I say “existential” with full awareness of the significance of that term and without in any way overstating quite how dire the situation is.
“Zionists don’t deserve to live,” proclaimed Khymani James, one of the leaders at Columbia’s anti-Israel encampment this past spring. James ended up being banned by the university, and both he and his organization, Columbia University Apartheid Divest (CUAD), issued apologies of sorts, but James has since sued the university and CUAD has retracted its apology. The battle lines have been clearly drawn.
Signs on campus supporting Intifada “by any means necessary” have made clear to Jewish students and faculty members that not only do their contemporaries want to see Israel eradicated from the map of the Middle East, but that the murder of Jewish men, women and children, the rape and mutilation of Jewish women, and the taking civilian hostages into a horrific captivity is an acceptable part of their playbook.
One Columbia law professor, Katherine Franke, tried to shift the blame – any blame – on Israeli students who supposedly come to Columbia “right out of their military service. And they’ve been known to harass Palestinian and other students on our campus.” Needless to say, the exact opposite is the case – it is the pro-Hamas, anti-Israel, anti-Zionist members of the greater Columbia community who, with the encouragement of the likes of Professor Franke, have been harassing and intimidating Jewish students on campus.
None of this is reflected in the pages of the fall issue of Columbia Magazine. It absolutely should have been.
Last Monday, when Columbia’s Jewish students tried to mourn the victims of October 7, they were confronted on campus with anti-Israel demonstrators chanting “The only solution is intifada revolution,” which is to say, continued violence against Israeli Jews with their destruction as the ultimate goal.

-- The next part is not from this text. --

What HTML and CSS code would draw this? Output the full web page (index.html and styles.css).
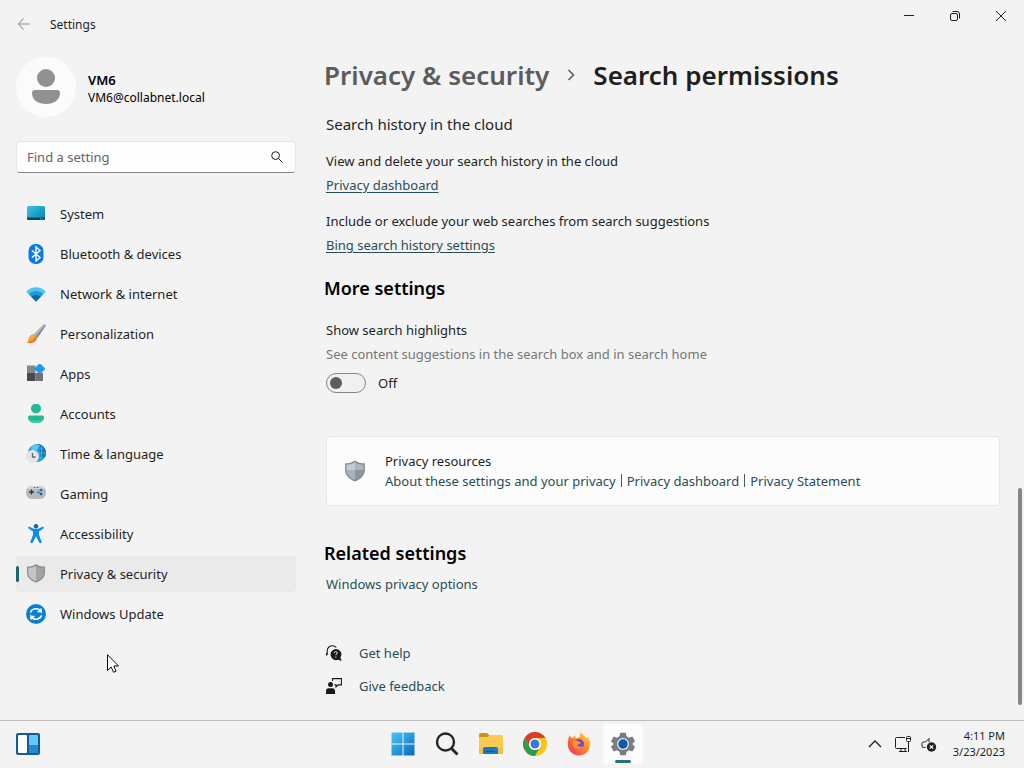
FILE: index.html
```html
<!DOCTYPE html>
<html lang="en">
  <head>
    <meta charset="UTF-8" />
    <meta name="viewport" content="width=device-width, initial-scale=1.0" />
    <title>Settings</title>
    <link rel="stylesheet" href="styles.css" />
  </head>
  <body>
    <!-- Title bar -->
    <header class="titlebar">
      <button type="button" class="back" aria-label="Back" disabled>
        <svg width="14" height="14" viewBox="0 0 14 14"><path d="M13 7H1.500M6.500 1.500 1.200 7l5.300 5.500" fill="none" stroke="currentColor" stroke-width="1.300" /></svg>
      </button>
      <span class="app-name">Settings</span>
      <div class="window-buttons">
        <button type="button" aria-label="Minimize">
          <svg width="12" height="12" viewBox="0 0 12 12"><path d="M1 5.500h10" stroke="currentColor" /></svg>
        </button>
        <button type="button" aria-label="Restore">
          <svg width="12" height="12" viewBox="0 0 12 12" fill="none" stroke="currentColor"><rect x="1.500" y="3.500" width="7" height="7" rx="1.500" /><path d="M3.500 1.500h4.500a2.500 2.500 0 0 1 2.500 2.500v4.500" /></svg>
        </button>
        <button type="button" aria-label="Close">
          <svg width="12" height="12" viewBox="0 0 12 12"><path d="m1 1 10 10M11 1 1 11" stroke="currentColor" /></svg>
        </button>
      </div>
    </header>

    <div class="window">
      <!-- Sidebar -->
      <aside class="sidebar">
        <div class="account">
          <span class="avatar">
            <svg width="28" height="36" viewBox="0 0 28 36" fill="#919191"><circle cx="14" cy="9" r="9" /><path d="M3 21h22a3 3 0 0 1 3 3c0 7-6 11-14 11S0 31 0 24a3 3 0 0 1 3-3z" /></svg>
          </span>
          <div class="account-text">
            <div class="account-name">VM6</div>
            <div>VM6@collabnet.local</div>
          </div>
        </div>

        <form class="search">
          <input type="text" placeholder="Find a setting" aria-label="Find a setting" />
          <button type="button" aria-label="Search">
            <svg width="12" height="12" viewBox="0 0 12 12" fill="none" stroke="currentColor"><circle cx="4.600" cy="4.600" r="3.900" /><path d="m7.500 7.500 4 4" /></svg>
          </button>
        </form>

        <nav class="menu">
          <a href="#">
            <svg width="20" height="20" viewBox="0 0 20 20">
              <defs><linearGradient id="sys" x2="1" y2="1"><stop stop-color="#35c7e6" /><stop offset="1" stop-color="#0b7fb0" /></linearGradient></defs>
              <rect x="1" y="2" width="18" height="14" rx="1.500" fill="url(#sys)" /><path d="M1 13.500h18v1a1.500 1.500 0 0 1-1.500 1.500h-15A1.500 1.500 0 0 1 1 14.500z" fill="#0a4766" /><path d="M14 14.800h1m1 0h1" stroke="#58c7e8" />
            </svg>
            System
          </a>
          <a href="#">
            <svg width="20" height="20" viewBox="0 0 20 20"><rect x="2.500" width="15" height="20" rx="7" fill="#0a7ae6" /><path d="m6 6.500 8 7-4 3.500V3l4 3.500-8 7" fill="none" stroke="#fff" stroke-width="1.400" /></svg>
            Bluetooth &amp; devices
          </a>
          <a href="#">
            <svg width="20" height="20" viewBox="0 0 20 20"><path d="M0 7.500Q10-1 20 7.500L10 17.500z" fill="#4cc8f0" /><path d="M2.500 10Q10 4 17.500 10L10 17.500z" fill="#2098dc" /><path d="M5.300 12.800Q10 9 14.700 12.800L10 17.500z" fill="#1262ae" /></svg>
            Network &amp; internet
          </a>
          <a href="#">
            <svg width="20" height="20" viewBox="0 0 20 20"><path d="M17.500.8c1.500-1 2.700.2 1.800 1.700L11.500 14 7.600 10.500z" fill="#858a92" /><path d="M17.500.8c.7-.5 1.400-.4 1.800 0L9.500 12.200 7.600 10.500z" fill="#b5b8bd" /><path d="M7.600 10.300 11 13.500c.5 4-4.500 7-10.500 5 2-.6 1.800-2 2.300-4 .6-2.500 2.700-4 4.800-4.200z" fill="#ef8129" /><path d="M7.600 10.300 9 11.700c-.5 3-4 5-8.500 6.800 2-.6 1.800-2 2.300-4 .6-2.500 2.700-4 4.800-4.200z" fill="#f8a651" /></svg>
            Personalization
          </a>
          <a href="#">
            <svg width="20" height="20" viewBox="0 0 20 20"><path d="M1 1.500h8.500V9H1z" fill="#85888b" /><path d="M1 9h8.500v8H1z" fill="#484b4e" /><path d="M9.500 9H17v8H9.500z" fill="#707376" /><rect x="9.800" y=".8" width="8" height="8" rx="1" fill="#2199e4" transform="rotate(45 13.800 4.800)" /></svg>
            Apps
          </a>
          <a href="#">
            <svg width="20" height="20" viewBox="0 0 20 20"><circle cx="10" cy="4.500" r="5" fill="#24b994" /><path d="M4 11.500h12a2 2 0 0 1 2 2c0 3.700-3.500 5.500-8 5.500s-8-1.800-8-5.500a2 2 0 0 1 2-2z" fill="#24b994" /><path d="M2.200 15C4 17.500 16 17.500 17.800 15c-1 2.800-4 4-7.800 4s-6.800-1.200-7.800-4z" fill="#43cda7" /></svg>
            Accounts
          </a>
          <a href="#">
            <svg width="20" height="20" viewBox="0 0 20 20"><circle cx="11" cy="9" r="9" fill="#22a2d8" /><path d="M11 0a9 9 0 0 1 7.800 13.500c-3 .5-5-1-4.500-3.500s-2-4-3.300-5z" fill="#1678bd" /><path d="M5 3c3-3 7-3 9-1l-3 4-5 1z" fill="#55cce7" /><path d="M11 0v9m-6-4h12m-5 4h8M15.500 2v13" stroke="#64c7ea" stroke-width=".600" /><circle cx="6.500" cy="12.500" r="6.500" fill="#e5e5e7" /><path d="M6.500 9v4h3" fill="none" stroke="#646775" stroke-width="1.300" /></svg>
            Time &amp; language
          </a>
          <a href="#">
            <svg width="20" height="20" viewBox="0 0 20 20"><rect y="2" width="20" height="13" rx="6" fill="#b5babf" /><path d="M1 5c1-2 3-3 5-3h8c2 0 4 1 5 3z" fill="#d1d4d7" /><path d="M5.500 5.500v5M3 8h5" stroke="#33383d" stroke-width="1.300" /><path d="M8 3.500h1.500m1.500 0h1.500" stroke="#596069" /><circle cx="15" cy="6" r="1.500" fill="#1e79b8" /><circle cx="12.500" cy="8.500" r="1.300" fill="#4d83a8" /><circle cx="15" cy="10" r="1.300" fill="#155e9d" /></svg>
            Gaming
          </a>
          <a href="#">
            <svg width="20" height="20" viewBox="0 0 20 20"><circle cx="10" cy="2.200" r="2.200" fill="#1465ae" /><path d="m3.500 2.700 4 2.100h5l4-2.100c1.200-.4 1.800 1.200.9 1.800L13 7.500v3.200l2.600 7c.3 1.500-1.700 2-2.400.7L10 12.300l-3.200 6.100c-.7 1.300-2.700.8-2.400-.7l2.600-7V7.500L2.600 4.500c-.9-.6-.3-2.200.9-1.800z" fill="#0c8ce4" /></svg>
            Accessibility
          </a>
          <a href="#" class="active" aria-current="page">
            <svg width="20" height="20" viewBox="0 0 20 20"><path d="M10 0c2.500 2 5.500 2.500 9 2.500v6c0 5-4 8.500-9 10-5-1.500-9-5-9-10v-6C4.500 2.500 7.500 2 10 0z" fill="#8b8e91" /><path d="M10 1.700C7.800 3.200 5.200 3.700 2.300 3.800v4.700c0 4.300 3.300 7.200 7.700 8.600z" fill="#c3c5c7" /><path d="M10 1.700c2.200 1.500 4.800 2 7.700 2.100v4.700c0 4.300-3.300 7.200-7.700 8.600z" fill="#a1a4a7" /></svg>
            Privacy &amp; security
          </a>
          <a href="#">
            <svg width="20" height="20" viewBox="0 0 20 20"><circle cx="10" cy="10" r="10" fill="#0d7fd3" /><path d="M4.500 8.500C6 4 12.500 3.500 15 7.500V4.500M15 7.500h-3.500M15.500 11.500C14 16 7.500 16.500 5 12.500v3M5 12.500h3.500" fill="none" stroke="#fff" stroke-width="1.500" /></svg>
            Windows Update
          </a>
        </nav>
      </aside>

      <!-- Page content -->
      <main class="content">
        <h1 class="breadcrumb">
          <a href="#">Privacy &amp; security</a>
          <svg width="8" height="12" viewBox="0 0 8 12"><path d="m1.500 1 5 5-5 5" fill="none" stroke="#5c5c5c" stroke-width="1.600" /></svg>
          <span>Search permissions</span>
        </h1>

        <section class="cloud">
          <h3>Search history in the cloud</h3>
          <div class="entry">
            <p>View and delete your search history in the cloud</p>
            <a href="#" class="underlined">Privacy dashboard</a>
          </div>
          <div class="entry">
            <p>Include or exclude your web searches from search suggestions</p>
            <a href="#" class="underlined">Bing search history settings</a>
          </div>
        </section>

        <section class="more">
          <h2>More settings</h2>
          <p>Show search highlights</p>
          <p class="hint">See content suggestions in the search box and in search home</p>
          <label class="toggle">
            <input type="checkbox" role="switch" aria-label="Show search highlights" />
            <span>Off</span>
          </label>
        </section>

        <section class="card">
          <svg width="22" height="22" viewBox="0 0 20 20"><path d="M10 .5c2.500 2 5.500 2.500 9 2.500v6c0 5-4 8.500-9 10.500C5 17.500 1 14 1 9V3c3.500 0 6.500-.5 9-2.500z" fill="#858b91" /><path d="M10 2C7.500 3.700 5 4 2.200 4.200V9H10z" fill="#c0cdd5" /><path d="M10 2c2.500 1.700 5 2 7.800 2.200V9H10z" fill="#adb5bc" /><path d="M2.200 9H10v9.200C5.500 16.500 2.500 13.500 2.200 9z" fill="#a9b3ba" /><path d="M17.800 9H10v9.200c4.500-1.700 7.500-4.700 7.800-9.200z" fill="#8c949c" /></svg>
          <div>
            <p>Privacy resources</p>
            <div class="links">
              <a href="#">About these settings and your privacy</a>
              <a href="#">Privacy dashboard</a>
              <a href="#">Privacy Statement</a>
            </div>
          </div>
        </section>

        <section class="related">
          <h2>Related settings</h2>
          <a href="#">Windows privacy options</a>
        </section>

        <div class="support">
          <a href="#">
            <svg width="16" height="16" viewBox="0 0 16 16"><path d="M1.200 10V6C1.200 2.500 4 .7 6.500.7c1.800 0 3 .6 3.800 1.800M.5 8v2.500" fill="none" stroke="#1a1a1a" stroke-width="1.100" /><path d="M9.700 4a5.500 5.500 0 0 1 4.700 8.600L15.700 16l-3.500-1.200A5.600 5.600 0 1 1 9.700 4z" fill="#1a1a1a" /><path d="M8.200 8c.2-2 3.200-1.800 3 0-.1 1-1.400 1-1.400 2.200M9.800 11.500v1.100" fill="none" stroke="#f3f3f3" /></svg>
            Get help
          </a>
          <a href="#">
            <svg width="16" height="16" viewBox="0 0 16 16"><circle cx="4.500" cy="6.500" r="2.500" fill="#1a1a1a" /><path d="M2.500 10.200H6.500q2.500 0 2.500 3V16H0v-2.800q0-3 2.500-3z" fill="#1a1a1a" /><path d="M6.500 3V.6h8.900v6.300h-3.200L10 9V6.900H8.500" fill="none" stroke="#1a1a1a" stroke-width="1.100" /></svg>
            Give feedback
          </a>
        </div>
      </main>

      <div class="scrollbar"><div class="thumb"></div></div>
    </div>

    <!-- Taskbar -->
    <footer class="taskbar">
      <button type="button" class="widgets" aria-label="Widgets">
        <svg width="24" height="22" viewBox="0 0 24 22"><rect width="24" height="22" rx="2" fill="#155b91" /><rect x="2" y="2" width="9" height="18" rx="1" fill="#fafcfd" /><rect x="13" y="2" width="9" height="18" rx="1" fill="#64c9f7" /><path d="M13 12h9v7a1 1 0 0 1-1 1h-7a1 1 0 0 1-1-1z" fill="#2388d6" /></svg>
      </button>

      <div class="apps">
        <button type="button" aria-label="Start">
          <svg width="24" height="24" viewBox="0 0 24 24">
            <defs><linearGradient id="win" gradientUnits="userSpaceOnUse" x1="0" y1="0" x2="24" y2="24"><stop stop-color="#4dcaf4" /><stop offset="1" stop-color="#0467c1" /></linearGradient></defs>
            <path d="M1 .5h10.500V11.500H.5V1zM12.500.5h11v11h-11zM.5 12.500h11v11H.5zM12.500 12.500h11v11h-11z" fill="url(#win)" />
          </svg>
        </button>
        <button type="button" aria-label="Search">
          <svg width="24" height="24" viewBox="0 0 24 24" fill="none" stroke="#252525"><circle cx="10.500" cy="10" r="8.500" stroke-width="2.400" /><path d="m16.500 16.500 6 6" stroke-width="2.800" /></svg>
        </button>
        <button type="button" aria-label="File Explorer">
          <svg width="24" height="24" viewBox="0 0 24 24"><path d="M0 3q0-2 2-2h6l3 3-2 3H0z" fill="#c79518" /><path d="M0 5h9l2-2h12q1 0 1 1v17q0 1-1 1H1q-1 0-1-1z" fill="#f9cb50" /><path d="M0 16h24v5q0 1-1 1H1q-1 0-1-1z" fill="#f0be45" /><path d="M4 22v-5q0-2 2-2h11q2 0 2 2v5z" fill="#1a78c5" /><path d="M7 19.500h9" stroke="#115493" /></svg>
        </button>
        <button type="button" aria-label="Chrome">
          <svg width="24" height="24" viewBox="0 0 24 24"><circle cx="12" cy="12" r="12" fill="#fbc41b" /><path d="M1.600 6a12 12 0 0 1 20.800 0H12a6 6 0 0 0-5.200 9z" fill="#dc3d31" /><path d="M1.600 6a12 12 0 0 0 10.400 18l5.200-9a6 6 0 0 1-10.400 0z" fill="#2f9c50" /><circle cx="12" cy="12" r="6" fill="#fff" /><circle cx="12" cy="12" r="4.500" fill="#3879dc" /></svg>
        </button>
        <button type="button" aria-label="Firefox">
          <svg width="24" height="24" viewBox="0 0 24 24">
            <defs><linearGradient id="fox" x1="1" x2="0" y2="1"><stop stop-color="#ffe344" /><stop offset=".450" stop-color="#ff8b29" /><stop offset="1" stop-color="#ee2463" /></linearGradient></defs>
            <path d="M2.500 3.500 4.500 6l1.800-.3L8.500 3v3.500L13 5c-.5-2 0-3.500 1.500-4.500 1 2.500 3.500 3.500 5.500 5.500l.5-1.500c2.500 3 3 6 2.500 9.500C22 20 17.500 23.500 12 23.500S1 19 1 13c0-4 0-6.500 1.500-9.500z" fill="url(#fox)" /><circle cx="12" cy="12" r="5" fill="#7b45c5" /><path d="M6 9.500c2.500-1.500 4-1 5.500.3l2.500.4c-.6 1.500-2 1.500-3 2.300-1.500 1.500.5 3 5 2-2 3.500-9 3-10-1.500z" fill="#ff9a28" />
          </svg>
        </button>
        <button type="button" class="open" aria-label="Settings">
          <svg width="24" height="24" viewBox="0 0 24 24"><path d="M9.200.8h5.600l.8 3.500 2.400 1.400 3.400-1.100 2.600 4.700-2.600 2.500v.4l2.600 2.500-2.600 4.700-3.400-1.100-2.400 1.400-.8 3.500H9.200l-.8-3.500L6 18.300l-3.400 1.100L0 14.700l2.600-2.500v-.4L0 9.300l2.600-4.700L6 5.700l2.400-1.400z" fill="#797d81" /><circle cx="12" cy="12" r="6" fill="#dfeaf3" /><circle cx="12" cy="12" r="4.700" fill="#1057a5" /></svg>
        </button>
      </div>

      <div class="tray">
        <button type="button" aria-label="Show hidden icons">
          <svg width="14" height="8" viewBox="0 0 14 8"><path d="m1 7 6-6 6 6" fill="none" stroke="currentColor" stroke-width="1.300" /></svg>
        </button>
        <button type="button" class="network" aria-label="Network">
          <svg width="16" height="16" viewBox="0 0 16 16" fill="none" stroke="currentColor"><path d="M10 1.500H1.500q-1 0-1 1v9q0 1 1 1h10M4 15.500h8M6 12.500v3m4-3v3M13.500 5.500V16" /><rect x="11.500" y=".500" width="4" height="5" rx="1" /><path d="M11.500 2.500h4" /></svg>
        </button>
        <button type="button" aria-label="Volume muted">
          <svg width="16" height="16" viewBox="0 0 16 16"><path d="M4.500 11.500H2.500q-1.500 0-1.500-1.500V7.500Q1 6 2.500 6h2L8 2.500V6" fill="none" stroke="currentColor" /><circle cx="10.500" cy="11" r="4.700" fill="#222" /><path d="m8.800 9.300 3.400 3.400m0-3.400-3.400 3.400" stroke="#fff" stroke-width="1.200" /></svg>
        </button>
        <div class="clock">
          <div>4:11 PM</div>
          <div>3/23/2023</div>
        </div>
      </div>
    </footer>

    <!-- Mouse pointer -->
    <svg class="pointer" width="12" height="19" viewBox="0 0 12 19"><path d="M.5.700v15.800l3.700-3.500 2.400 5.300 2.500-1.100-2.300-5.200h4.700z" fill="#fff" stroke="#111" /></svg>
  </body>
</html>
```
FILE: styles.css
```css
* {
  box-sizing: border-box;
}

body {
  position: relative;
  display: flex;
  flex-direction: column;
  min-height: 100vh;
  margin: 0;
  background-color: #f3f3f3;
  color: #1f1f1f;
  font-family: "Noto Sans", "Open Sans", sans-serif;
  font-size: 13px;
  line-height: 20px;
}

h1,
h2,
h3,
p {
  margin: 0;
}

a {
  color: #284e53;
  text-decoration: none;
}

button {
  display: flex;
  align-items: center;
  justify-content: center;
  padding: 0;
  border: 0;
  background: none;
  color: inherit;
}

svg {
  display: block;
  flex-shrink: 0;
}

/* Title bar */
.titlebar {
  display: flex;
  align-items: center;
  height: 48px;
  padding-left: 16px;
}

.back {
  width: 16px;
  margin-right: 18px;
  color: #b0b0b0;
}

.app-name {
  padding-top: 2px;
  font-size: 12px;
}

.window-buttons {
  display: flex;
  align-self: flex-start;
  margin-left: auto;
}

.window-buttons button {
  width: 46px;
  height: 32px;
}

/* Window */
.window {
  display: flex;
  flex: 1;
}

.sidebar {
  width: 296px;
  padding: 9px 0 0 16px;
}

.account {
  display: flex;
  align-items: center;
  gap: 12px;
  color: #000;
  font-size: 12px;
  line-height: 18px;
}

.account-text {
  padding-top: 3px;
}

.avatar {
  display: flex;
  align-items: center;
  justify-content: center;
  width: 60px;
  height: 60px;
  border-radius: 50%;
  background-color: #fbfbfb;
}

.account-name {
  font-size: 13px;
  font-weight: 600;
}

.search {
  display: flex;
  align-items: center;
  height: 32px;
  margin-top: 24px;
  padding: 0 12px 0 10px;
  border: 1px solid #e6e6e6;
  border-bottom-color: #868686;
  border-radius: 4px;
  background-color: #fdfdfd;
}

.search input {
  flex: 1;
  min-width: 0;
  padding: 0;
  border: 0;
  outline: 0;
  background: none;
  font: inherit;
}

.search input::placeholder {
  color: #666;
}

.menu {
  display: flex;
  flex-direction: column;
  gap: 4px;
  margin-top: 23px;
}

.menu a {
  display: flex;
  align-items: center;
  gap: 14px;
  height: 36px;
  padding-left: 10px;
  border-radius: 4px;
  color: #1f1f1f;
}

.menu a.active {
  position: relative;
  background-color: #eaeaea;
}

.menu a.active::before {
  content: "";
  position: absolute;
  left: 0;
  width: 3px;
  height: 16px;
  border-radius: 2px;
  background-color: #1b666b;
}

/* Content */
.content {
  flex: 1;
  padding: 7px 18px 24px 30px;
}

.breadcrumb {
  display: flex;
  align-items: center;
  gap: 18px;
  font-size: 26px;
  font-weight: 600;
  line-height: 40px;
}

.breadcrumb a {
  color: #5c5c5c;
}

h1,
h2 {
  margin-left: -2px;
}

h2 {
  color: #000;
  font-size: 18px;
  font-weight: 600;
  line-height: 28px;
}

h3 {
  font-size: 15px;
  font-weight: 400;
  line-height: 24px;
}

.cloud {
  margin-top: 17px;
}

.entry {
  margin-top: 16px;
}

h3 + .entry {
  margin-top: 15px;
}

.entry p {
  margin-bottom: 4px;
}

.underlined {
  text-decoration: underline;
  text-underline-offset: 2px;
}

.more {
  margin-top: 19px;
}

.more h2 {
  margin-bottom: 18px;
}

.more .hint {
  margin-top: 4px;
  color: #767676;
}

.toggle {
  display: flex;
  align-items: center;
  gap: 12px;
  width: max-content;
  margin-top: 9px;
}

.toggle input {
  display: flex;
  align-items: center;
  width: 40px;
  height: 20px;
  margin: 0;
  padding-left: 3px;
  border: 1px solid #868686;
  border-radius: 10px;
  background-color: #f0f0f0;
  appearance: none;
}

.toggle input::before {
  content: "";
  width: 12px;
  height: 12px;
  border-radius: 50%;
  background-color: #5d5d5d;
}

.toggle input:checked {
  justify-content: flex-end;
  padding: 0 3px 0 0;
}

.card {
  display: flex;
  align-items: center;
  gap: 19px;
  min-height: 70px;
  margin-top: 43px;
  padding: 0 17px;
  border: 1px solid #e7e7e7;
  border-radius: 4px;
  background-color: #fcfcfc;
}

.links {
  display: flex;
  flex-wrap: wrap;
}

.links a + a {
  display: flex;
  align-items: center;
}

.links a + a::before {
  content: "";
  width: 1px;
  height: 13px;
  margin: 0 5px 2px;
  background-color: #555;
}

.related {
  margin-top: 33px;
}

.related a {
  display: block;
  margin-top: 7px;
}

.support {
  display: flex;
  flex-direction: column;
  align-items: flex-start;
  gap: 13px;
  margin-top: 49px;
}

.support a {
  display: flex;
  align-items: center;
  gap: 17px;
}

/* Scrollbar */
.scrollbar {
  display: flex;
  flex-direction: column;
  justify-content: flex-end;
  width: 6px;
  padding: 0 2px 15px 0;
}

.thumb {
  height: 33%;
  border-radius: 2px;
  background-color: #868686;
}

/* Taskbar */
.taskbar {
  display: grid;
  grid-template-columns: 1fr auto 1fr;
  align-items: center;
  height: 48px;
  margin-top: auto;
  padding-bottom: 1px;
  border-top: 1px solid #bdbdbd;
  box-sizing: content-box;
  height: 46px;
}

.widgets {
  justify-self: start;
  margin-left: 16px;
}

.apps {
  display: flex;
  gap: 4px;
  padding-left: 2px;
}

.apps button {
  width: 40px;
  height: 40px;
}

.apps .open {
  position: relative;
  border-radius: 4px;
  background-color: #fcfcfc;
}

.open::after {
  content: "";
  position: absolute;
  bottom: 1px;
  width: 16px;
  height: 3px;
  border-radius: 2px;
  background-color: #25737a;
}

.tray {
  display: flex;
  align-items: center;
  justify-self: end;
  gap: 10px;
  padding-right: 19px;
}

.tray .network {
  margin-left: 3px;
}

.clock {
  margin-left: 6px;
  font-size: 11px;
  line-height: 16px;
  text-align: right;
}

/* Pointer lies over the page */
.pointer {
  position: absolute;
  top: 654px;
  left: 107px;
}
```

“I stood there for almost an hour with my jaw on the floor. To see my peers, some of whom I’ve had intense discussions with this past year, walking around and chanting, is unbelievable. I just don’t see how that can anything but a celebration of what happened on Oct. 7,” said Abigail Fixel, a junior and president of the Columbia University chapter of Jewish on Campus.
And so the beat goes on.
Columbia’s Interim President Katrina Armstrong declared in August that “The painful and distressing incidents of antisemitism recounted in” the antisemitism taskforce’s second report “are completely unacceptable. They are antithetical to our values and go against the principles of open inquiry, tolerance, and inclusivity that define us.” She pledged “to make the changes necessary to do better.”
One welcome change would be to reassure the university’s alumni and other stakeholders in the next issue of Columbia Magazine that protecting Abigail Fixel and all other Jewish students at Columbia from the antisemitism they have been and are being forced to endure is indeed a university priority.
Menachem Z. Rosensaft is adjunct professor of law at Cornell Law School and lecturer-in-law at Columbia Law School. He is the author of the forthcoming Burning Psalms: Confronting Adonai after Auschwitz (Ben Yehuda Press, 2025).